Channel Management as a System, Not a Task List
One of the realities that catches small businesses off guard when they start taking YouTube seriously is how much ongoing management a growing channel requires. The publishing workflow is just the beginning.
Comment management — responding to viewer questions and engagement, moderating spam and negative content, identifying the comments that contain insight about what content the audience wants next — is a regular time commitment that scales with channel size. Community posts, end screens, cards, and playlist organisation are ongoing optimisation tasks. Analytics review — understanding which videos are retaining viewers well and which are not, which topics are generating subscriber conversion versus one-time views, which traffic sources are growing — is essential for evolving the content strategy based on real data rather than assumptions.
This is where professional management of a growing channel pays for itself. The time cost of managing a channel that is publishing consistently, engaging with its community, and optimising based on performance data is substantial — and it is time that comes out of whatever else a small business owner or marketing manager would otherwise be spending their energy on. The channels that grow fastest typically have either a dedicated internal owner for YouTube or an external partner who handles the operational layer while the business owner focuses on what only they can do: providing the expertise, perspective, and subject matter knowledge that makes the content genuinely valuable.
YouTube Advertising as a Complement to Organic Growth
Organic YouTube growth is a long game. The compounding returns are real, but they take time to materialise. For businesses that want to accelerate awareness, reach a targeted audience immediately, or test what content formats and topics resonate before investing in organic production at scale, YouTube advertising provides a powerful complement.
YouTube ads sit within Google's advertising ecosystem and inherit the targeting sophistication that makes Google Ads powerful: demographic targeting, intent-based targeting based on search and browsing behaviour, topic targeting, and remarketing to people who have previously interacted with your content or website. This targeting precision means that a YouTube ad budget, deployed intelligently, can reach a very specific audience efficiently — far more efficiently than broadcast advertising approaches.
The interaction between paid and organic on YouTube is also worth understanding. Videos that receive paid promotion tend to accumulate watch time and engagement signals faster, which gives them better standing in organic search results once the paid budget stops driving views. This means that strategic use of YouTube advertising on your highest-quality organic content can accelerate the organic growth curve in ways that purely organic approaches cannot match.
The Content Quality Question
There is a persistent myth in YouTube advice that production quality does not matter — that audiences care only about value, not about how a video looks or sounds. This is half true. Audiences will forgive imperfect visuals if the content is genuinely useful. They will not forgive genuinely bad audio. And in most business and professional niches, there is a quality floor below which content is not taken seriously as a representation of the brand.
The practical implication is that you do not need a broadcast-level production setup to build a successful business YouTube channel.
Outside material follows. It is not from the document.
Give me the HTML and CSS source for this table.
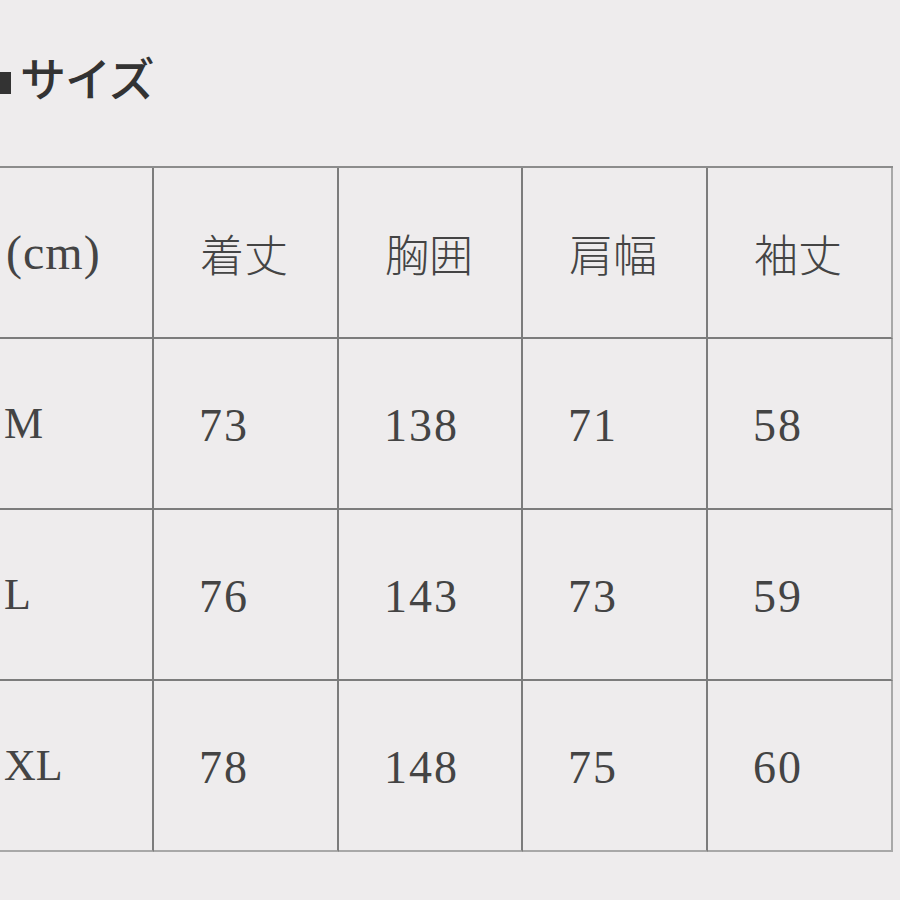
FILE: index.html
```html
<!DOCTYPE html>
<html lang="ja">
<head>
<meta charset="utf-8">
<link rel="stylesheet" href="styles.css">
</head>
<body>
<div class="page">
  <h1 class="title"><span class="mark"></span><span class="title-text">サイズ</span></h1>
  <div class="table">
    <div class="cell first unit">(cm)</div>
    <div class="cell jp">着丈</div>
    <div class="cell jp">胸囲</div>
    <div class="cell jp">肩幅</div>
    <div class="cell jp last-col">袖丈</div>

    <div class="cell first">M</div>
    <div class="cell num">73</div>
    <div class="cell num">138</div>
    <div class="cell num">71</div>
    <div class="cell num last-col">58</div>

    <div class="cell first">L</div>
    <div class="cell num">76</div>
    <div class="cell num">143</div>
    <div class="cell num">73</div>
    <div class="cell num last-col">59</div>

    <div class="cell first last-row">XL</div>
    <div class="cell num last-row">78</div>
    <div class="cell num last-row">148</div>
    <div class="cell num last-row">75</div>
    <div class="cell num last-col last-row">60</div>
  </div>
</div>
</body>
</html>
```

FILE: styles.css
```css
html, body {
  margin: 0;
  padding: 0;
  background: #eeeced;
}
.page {
  width: 900px;
  height: 900px;
  overflow: hidden;
  color: #444;
  font-family: "Liberation Serif", "Noto Sans CJK JP", serif;
}
.title {
  margin: 0;
  height: 166px;
  display: flex;
  align-items: flex-start;
  padding-top: 48px;
  box-sizing: border-box;
  font-family: "Noto Sans CJK JP", sans-serif;
  font-weight: 500;
  font-size: 46px;
  line-height: 56px;
  color: #333;
}
.mark {
  width: 11px;
  height: 22px;
  background: #333;
  margin-top: 24px;
  margin-right: 9px;
}
.title-text {
  letter-spacing: -1px;
}
.table {
  display: grid;
  grid-template-columns: 154px 185px 184px 185px 185px;
  grid-auto-rows: 171px;
  border-top: 2px solid #8c8c8c;
  width: 893px;
  box-sizing: border-box;
}
.cell {
  border-right: 2px solid #7c7c7c;
  border-bottom: 2px solid #7c7c7c;
  display: flex;
  align-items: center;
  padding-left: 45px;
  box-sizing: border-box;
  font-size: 46px;
}
.cell.first {
  padding-left: 4px;
  font-size: 44px;
}
.cell.first.unit {
  font-size: 48px;
  padding-left: 6px;
  letter-spacing: 1px;
}
.cell.num {
  letter-spacing: 2px;
  padding-top: 4px;
}
.cell.jp {
  font-family: "Noto Sans CJK JP", sans-serif;
  font-weight: 300;
  font-size: 44px;
  letter-spacing: 0;
  padding-left: 46px;
}
.cell.last-col {
  border-right-color: #a8a8a8;
}
.cell.last-row {
  border-bottom-color: #a8a8a8;
}
```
But you do need decent audio (which an inexpensive lapel microphone provides), reasonable lighting (which natural light from a window provides), and editing that removes dead time and keeps the video moving at a pace that holds attention.
Professional video editing for a YouTube channel is one of the higher-leverage production investments available, precisely because editing is where the difference between a video that retains viewers and one that loses them is largely made. Raw footage that has been intelligently edited — with dead time removed, good pacing, clear visual structure, and appropriate graphics — performs measurably better in the watch time metrics that determine organic reach.
The Compounding Case for Starting Now
Every month that passes without a YouTube channel is a month of compounding value foregone. The views, the subscribers, the search authority, the trust capital built with an audience over time — these do not wait. The competitor who started twelve months ago has a twelve-month head start that will take significant effort to close.
The good news is that most business categories on YouTube are still underdeveloped. The opportunity to become the most useful, most authoritative channel in your specific niche is available to businesses willing to invest consistently and strategically. The ones that commit to it now, build the systems to sustain it, and focus relentlessly on serving a specific audience well are the ones that will look back in three years at an asset that would have been expensive to acquire and is essentially impossible to replicate quickly.
The "eventually" column is where YouTube growth goes to die. Moving it to "now" is, for most small businesses with something genuine to say to their audience, one of the better marketing decisions available.